Michelle Rhee: There are two things. There is, “How can we close the gap domestically?” and then there’s, “How can we close the gap internationally?” and they are not unrelated. So if we were to close the gap domestically, that would actually help to close the gap internationally, but it wouldn’t close the entire gap. There’s an interesting statistic which says that if you look at our richest kids, the richest kids in this country who are far more wealthy than the wealthiest kids in other countries, they are still, I think, twenty-fifth out of thirty nations or something like that, compared to their peers internationally. And, similarly, our lowest income kids are rated about at the same level.
So you’re talking about an achievement gap that exists among the highest-wealth kids and the lowest-wealth kids. So that’s a significant problem, and I think that two things need to happen. One, with the lowest-income kids, I truly believe there has to be a greater sense of possibility and higher expectations that are set for what those students can accomplish and also what schools can do to combat poverty, to combat the challenging living circumstances for those kids.
I think with the higher-income kids, what needs to be communicated is a slightly different thing, which is that those kids and those families need to be made much more aware of how they’re comparing to their international counterparts. I think if you go into the average suburban, high-income, public school, most of those families, most of those kids, most of those parents, are going to think, “My kid’s getting a pretty good education. I don’t have anything to worry about.” They don’t read the stories every day in the paper about kids coming to school and seeing violence and that sort of thing and so they assume, “Okay. Then my kid is fine.” And they don’t have a lot of the context around the international comparisons, what skills a college kid is going to need to be able to compete with their global counterparts in the long term. So the information or education or empowerment that needs to happen in those communities is around something different.
It’s really only going to be when we understand that there is something at stake in terms of their own livelihoods that really we’re going to see the kind of movement that we need.
Guernica: That’s curious, though, because even if those parents aren’t reading the stories about school violence in neighborhoods other than their own, aren’t they reading the stories about the economy and the struggles of the U.S. to compete in the global economy? Doesn’t that give them a context for international comparison?
Michelle Rhee: Well, I think that people aren’t necessarily making the connection between the U.S. not being able to compete in the global marketplace, and where we are on that and education. I’m not sure that people are making those connections and so I think that’s part of the problem. I think the other part of the problem is that for well-to-do, suburban parents, even those who are very involved and engaged in their kids’ education, I talk to parents all the time who are in that situation who always say to me, “Well, what should I be looking for? How do I know whether my kids are getting what they need?”
So, oftentimes, those parents are in a position where they think about school and they sort of hearken back to when they were young and they don’t necessarily know what to look for. So if they know that there’s no violence and that their kids don’t have to walk through a metal detector to go into school everyday, and then they go into the school and they see kids who are sitting there and looking relatively well-behaved and who have a pencil to paper, the majority of those parents are going to think, “Hey, my kid is in a good school.” They don’t have the knowledge. They’re not empowered to look beneath the surface to understand proficiency rates. They may not understand, for example, in their state, how proficiency rates might be tracking internationally.
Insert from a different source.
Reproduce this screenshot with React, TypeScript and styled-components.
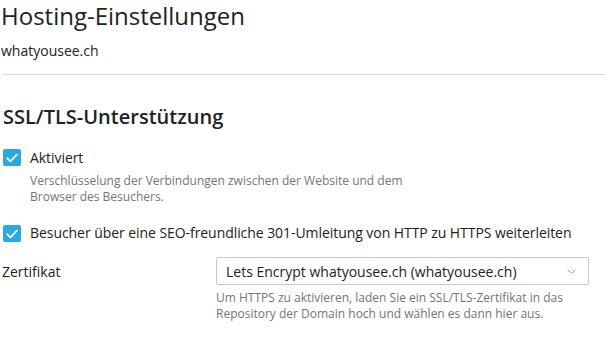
import React from "react";
import styled, { createGlobalStyle } from "styled-components";

const Global = createGlobalStyle`
  html, body { margin: 0; padding: 0; background: #fff; }
  body { font-family: "Open Sans", "Noto Sans", sans-serif; color: #222; }
  * { box-sizing: border-box; }
`;

const Page = styled.div`
  width: 605px;
  height: 350px;
  overflow: hidden;
  padding: 0 0 0 1px;
`;

const Title = styled.h1`
  margin: 0;
  font-size: 24px;
  font-weight: 400;
  line-height: 32px;
  color: #222;
`;

const Subtitle = styled.div`
  margin-top: 9px;
  font-size: 14px;
  line-height: 20px;
  color: #222;
`;

const Divider = styled.hr`
  margin: 13px 0 0 1px;
  border: 0;
  border-top: 1px solid #d8d8e0;
`;

const SectionTitle = styled.h2`
  margin: 28px 0 0 2px;
  font-size: 20px;
  font-weight: 600;
  line-height: 28px;
  color: #222;
`;

const CheckRow = styled.label<{ $mt: number }>`
  display: flex;
  align-items: flex-start;
  gap: 9px;
  margin-top: ${(p) => p.$mt}px;
`;

const Box = styled.span<{ $mt: number }>`
  flex: none;
  width: 18px;
  height: 17px;
  border-radius: 2px;
  background: #28a9e0;
  display: flex;
  align-items: center;
  justify-content: center;
  margin-left: 2px;
  margin-top: ${(p) => p.$mt}px;
`;

const CheckText = styled.div`
  display: flex;
  flex-direction: column;
`;

const CheckLabel = styled.span`
  font-size: 14px;
  line-height: 20px;
  letter-spacing: -0.06px;
  color: #222;
`;

const Hint = styled.div<{ $width?: number }>`
  font-size: 12px;
  line-height: 16px;
  color: #757575;
  margin-top: 5px;
  ${(p) => (p.$width ? `max-width: ${p.$width}px;` : "")}
`;

const FieldRow = styled.div`
  display: grid;
  grid-template-columns: 215px 373px;
  margin-top: 14px;
`;

const FieldLabel = styled.div`
  font-size: 14px;
  line-height: 20px;
  padding-top: 5px;
  padding-left: 1px;
  color: #222;
`;

const Select = styled.div`
  height: 28px;
  border: 1px solid #c8c8c8;
  border-radius: 2px;
  display: flex;
  align-items: center;
  justify-content: space-between;
  padding: 0 12px 0 9px;
  font-size: 14px;
  color: #222;
`;

const SelectHint = styled(Hint)`
  margin-top: 5px;
`;

const Check = ({ mt }: { mt: number }) => (
  <Box $mt={mt}>
    <svg width="12" height="10" viewBox="0 0 12 10">
      <path d="M1.2 5.2 L4.4 8.3 L10.8 1.6" fill="none" stroke="#fff" strokeWidth="1.8" strokeLinecap="round" strokeLinejoin="round" />
    </svg>
  </Box>
);

export default function App() {
  return (
    <Page>
      <Global />
      <Title>Hosting-Einstellungen</Title>
      <Subtitle>whatyousee.ch</Subtitle>
      <Divider />
      <SectionTitle>SSL/TLS-Unterstützung</SectionTitle>
      <CheckRow $mt={17}>
        <Check mt={1} />
        <CheckText>
          <CheckLabel>Aktiviert</CheckLabel>
          <Hint $width={385}>
            Verschlüsselung der Verbindungen zwischen der Website und dem Browser des Besuchers.
          </Hint>
        </CheckText>
      </CheckRow>
      <CheckRow $mt={18}>
        <Check mt={2} />
        <CheckLabel>Besucher über eine SEO-freundliche 301-Umleitung von HTTP zu HTTPS weiterleiten</CheckLabel>
      </CheckRow>
      <FieldRow>
        <FieldLabel>Zertifikat</FieldLabel>
        <div>
          <Select>
            <span>Lets Encrypt whatyousee.ch (whatyousee.ch)</span>
            <svg width="9" height="5" viewBox="0 0 9 5">
              <path d="M0.5 0.5 L4.5 4.5 L8.5 0.5" fill="none" stroke="#aaa" strokeWidth="1" />
            </svg>
          </Select>
          <SelectHint $width={365}>
            Um HTTPS zu aktivieren, laden Sie ein SSL/TLS-Zertifikat in das Repository der Domain hoch und wählen es dann hier aus.
          </SelectHint>
        </div>
      </FieldRow>
    </Page>
  );
}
I’ll give an example. My husband, who’s very involved in these education issues, went recently to give a speech in Washington state and he said, “There’s this crazy idea in Washington state, where in the state-level tests, the cut scores for proficiency levels are quite low. So, therefore, when you look at the data from the schools and the school districts, it looks like the vast majority of the kids are doing pretty well, 70-80 percent of kids are performing at grade level. But if you look at that same data and how it ranks on the NAEP [National Assessment of Education Progress], the proficiency levels are much, much lower.” I think they’re below 40 percent.
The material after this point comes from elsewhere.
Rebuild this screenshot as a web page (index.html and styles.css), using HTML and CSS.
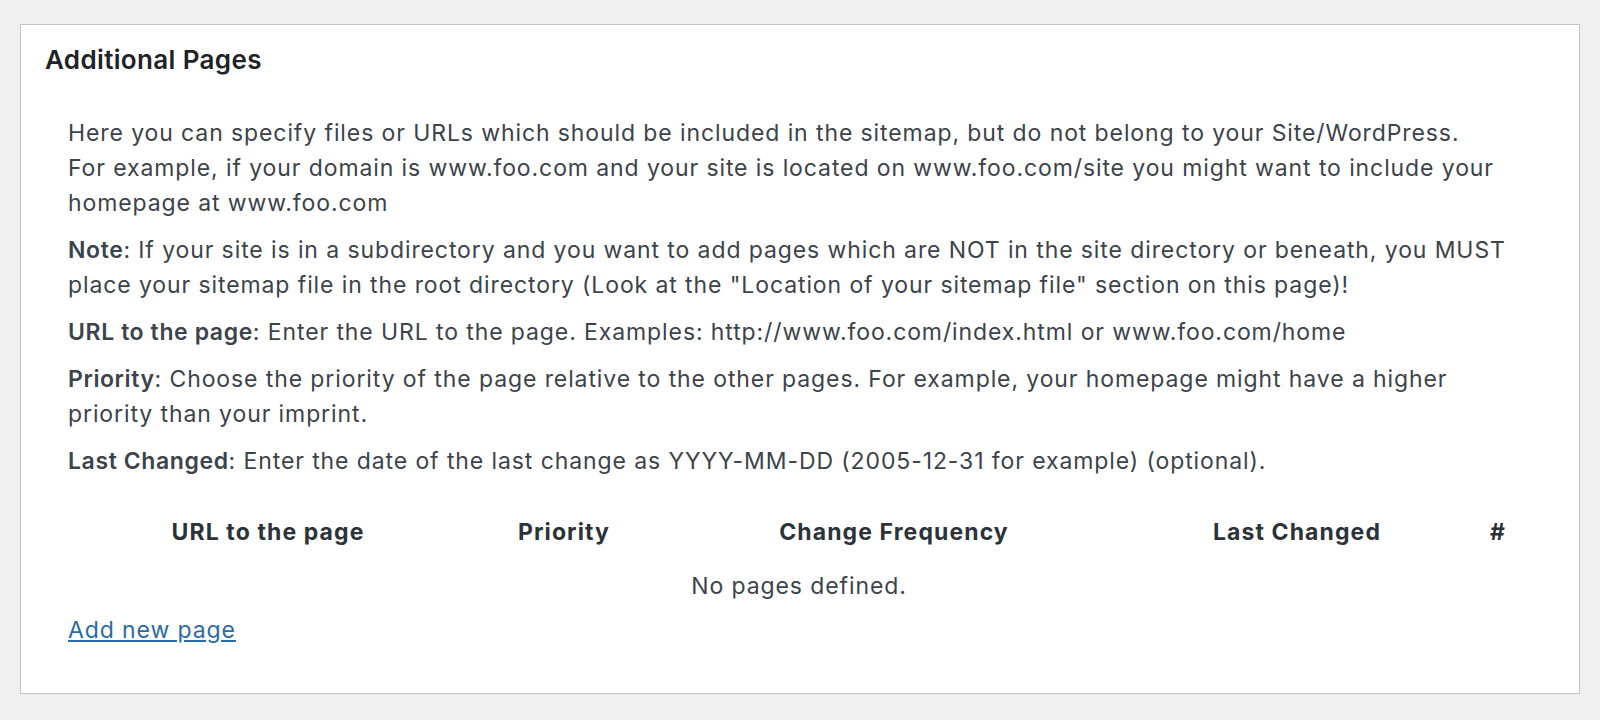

He said, “But nobody in the state, the parents are looking at the state report cards. They’re looking at the state tests, which look pretty good. They’re not looking at the NAEP examination.” I’m pretty sure that if they were, and they saw that less than 40 percent of their kids are operating at grade level proficiency, there would be a much greater outcry. So you’ve got dynamics like that going on as well that are giving parents different levels of information and, therefore, mixed levels of information that are also not necessarily building any kind of sense of urgency.
Guernica: Is it your sense that policy makers at the state and national level have a sense of urgency about the achievement gap between U.S. students and students in countries the U.S. is competing with globally?
Michelle Rhee: I think in general it’s not on people’s radars at any of those levels. I think that’s part of the problem that we face. If you look at polling data from the U.S. over the last couple of years, a lot of it shows that the vast majority of Americans do believe that the public education system in this country is not doing well. So that would lead you to believe that it really is on people’s minds, but I think the second data point is actually more telling, which is that those same people when asked again what they think about their own schools, then the data is almost flipped: 70 percent to 80 percent of people say that they believe that their own school is performing well.
Also, if you think that there’s a problem overall, nationally, but you think that your school, your community, your kids are doing fine, then it’s less of a burning platform. You have less of a sense of urgency to do something about it. So, when the most recent set of results did come out, there were a couple of articles here or there but there wasn’t any sort of national outcry. If you look at the country that most recently has gone from being a rather poor-performing country to seeing a rapid trajectory upwards, that was Germany. It happened shortly after reunification, when the country became aware of how incredibly poorly they were doing and the entire country, including the government, made it a priority to change this dynamic. And so, that’s really what it’s going to take. I mean, people in the U.S., in my mind, don’t really understand what’s at stake with these results. They think that it doesn’t impact their kids, that their kids are fine. It’s really only going to be when we understand—when everybody in this country understands—that there is something at stake in terms of their own livelihoods that really we’re going to see the kind of movement that we need.
Guernica: To echo my earlier question about optimism, how optimistic are you about the prospects for this kind of movement to happen?
Michelle Rhee: I’m very optimistic that it can happen and, in fact, we’ve seen it happen with countries across the world in the past. But what it’s going to take is an incredibly concerted and very aggressive effort to make it happen. So the question is not can we do it but just how long is it going to take and are we ready to put the politics aside and ensure that we are making policy decisions that we know are in the best interests of children to ensure that it happens.